A Researcher’s Keys to Administrative Data

January 28, 2014

The CIRP@CHOP Teen Driver Safety Research team uses several methodological approaches in our research, including: evidence-based intervention design and evaluation, driving simulation, on road driving assessment, and analysis of existing data sources. As the CIRP@CHOP Director of Epidemiology and Biostatistics, I have been working to find ways to improve the methods with which researchers analyze existing data sources to boost teen driver safety. What I have learned, however, can be applied to many research areas beyond teen driver safety.

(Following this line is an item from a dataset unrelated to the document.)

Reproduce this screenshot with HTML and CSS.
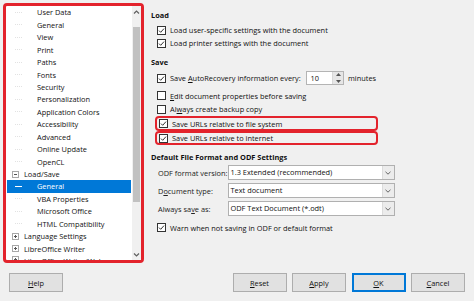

My CIRP@CHOP colleagues and I recently published a study in Accident Analysis and Prevention that questions the traditional method of using citation data to determine crash responsibility. Although moving violation citations are frequently used to assign who is at fault, this criterion may not be accurate for various reasons. We examined the statistical implications of using moving violations to determine crash responsibility by comparing it with a method based on the presence of crash-contributing driver actions (e.g., inattention, failure to yield at traffic control device) and were able to show that the traditional methods do not perform as well in identifying at-fault drivers. Our recent work has established the quality of crash-contributing driver action—a particular important data element in our ongoing studies—and our findings support its use in applied crash studies.

When it comes to working with administrative data, which is not created for research purposes and often complex, it may be helpful for researchers to think like investigative reporters. Although it may be hard to resist the urge to jump into analysis—especially if assured the data were cleaned—it’s critical to take the time to intimately understand how it was collected and to determine its quality and validity. This usually involves some tenacity. Finding the person most knowledgeable about the data may be a difficult task. In my prior position as the primary contact for vital statistics data requests at the New York City Department of Health and Mental Hygiene, it struck me how few researchers requesting data would ask about its quality or to speak to my colleague who worked with the data for decades.

The time spent investigating the data before using it can be well worth the effort. When we used the NJ Motor Vehicle Commission and Department of Transportation databases for our study, we were able to ask many questions and gain insight into how the data could best be used in a systematic way to help us better understand the public health issue and epidemiology of teen driver crashes.

When we collect our own data, researchers generally have a better understanding of the extent of its validity. When we use administrative data, we must remember to use it wisely.